While the Majority called for the approval by the House, the Minority argued that time was not ripe for the immediate endorsement of the resolution.
Dr Anthony Akoto Osei raised an objection that he was part of a pending suit at an Accra court over an issue with the GNPC which was fixed for ruling in the morning and that the ruling might affect the approval. However, the Speaker, Mr Edward Doe Adjaho, ruled that any ruling on the case would not affect the House’s approval and therefore asked the Minister of Finance to move the motion for the adoption of the resolution.
The government of Ghana, the GNPC and Heliconia Ghana Limited entered into an agreement in respect of the Offshore Cape Three Points Petroleum Agreement (OCTP) governing the OCTP oil and gas project in March 2006.
The current operator, ENI Ghana, was brought into the OCTP Petroleum Agreement (PA) in September 2009.
As part of the conditions for accepting the ENI farm-in, the GNPC successfully negotiated an additional five per cent participating interest in the licence on behalf of the state, which increased the state’s working interest in the OCTP block to 20 per cent.
Between 2009 and 2012, non-associated gas discoveries were made by the GNPC and its OCTP partners in the Sankofa main Sankofa Gye Nyame fields with total estimated reserves of 1.15 trillion cubic feet. Oil was also discovered in Sankofa east with a reserve of about 131 million barrels.
In May 2013, ENI declared, in accordance with a clause of the OCTP PA, that gas discoveries could be produced commercially and that given the proximity of the gas discoveries, the contractor proposed that the gas discoveries be jointly developed by the OCTP contractor.
Pursuant to the agreement, ENI and Vitol commenced discussions with the GNPC on an appropriate gas price and other contractual arrangements for the disposition of the gas.
Due to the strategic importance of the project to the economy, and given the limited reserve, the government requested the OCTP partners to sell the gas on the domestic market to meet the country’s increasing energy demand in line with the agreement.
As part of the negotiations, the GNPC is expected to provide security to give comfort to the investors about GNPC’s readiness to buy and pay for the gas. A gas sales term sheet, heads of agreement and security arrangements, including a World Bank partial guarantee and a sovereign guarantee were proposed by ENI/Vitol and negotiated with the government, to support GNPC’s performance and payment obligations under the proposed project.
Highlighting the possible benefits of the project, the Minister of Energy and Petroleum, Mr Emmanuel Armah-Kofi Buah, explained that the development of natural gas reserves from the Sankofa-Gye-Nyame field would generate an estimated revenue of US$11.115 billion to the state over the 18-year OCTP project life.

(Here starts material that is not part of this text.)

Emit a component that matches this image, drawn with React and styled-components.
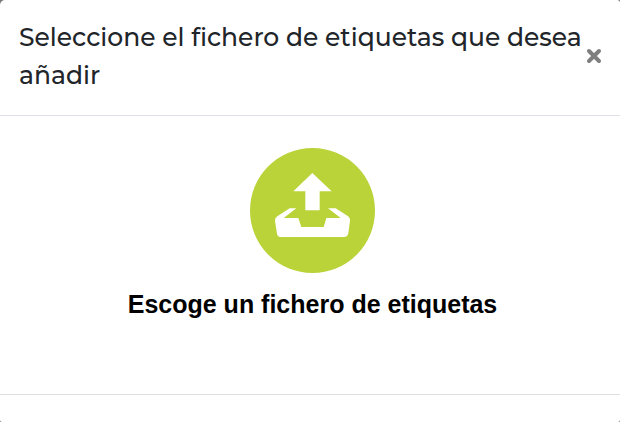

According to the minister, the state is also expected to make significant savings of an estimated sum of US$ 5.1 billion from gas price reduction from GNPC proposed investments in the pipeline and receiving facilities.
He said the project would help create employment opportunities from the new gas business, position the country as a regional hub for energy supply through the development of a robust power sector and also assist in the development of the requisite institutional capacity needed to manage a gas system.
This will bring the gas price to US$8.075 per one million British thermal unit (mmBtu), leading to estimated savings of about US$2.0 billion to the state.
The Btu is a standard unit of measurement used to denote both the amount of heat energy in fuels and the ability of appliances.
The joint committee said upon additional investment of the US$193 million in 2016, a further expected reduction in the gas price to US$7.0135/mmBtu would be obtained, representing an estimated amount of US$3.1 billion in savings which would be channelled into other critical areas of the economy for speedy socio-economic transformation.
The Minister of Finance, Mr Seth Emmanuel Terkper, who moved for the adoption of the resolution, described the project as about the largest in Ghana and one of the biggest in Africa.
The Ranking Member for Mines and Energy, Mr Kobina Tahir Hammond, who is the member for Adansi Asokwa, who seconded the motion for the adoption of the report, said the project was started in 2006.
Dr Anthony Akoto Osei, the Ranking Member for Finance, cautioned the House that since it took Cabinet about two years to present the deal to Parliament, the House should not to rush into approving it but should take its time to carefully scrutinise it.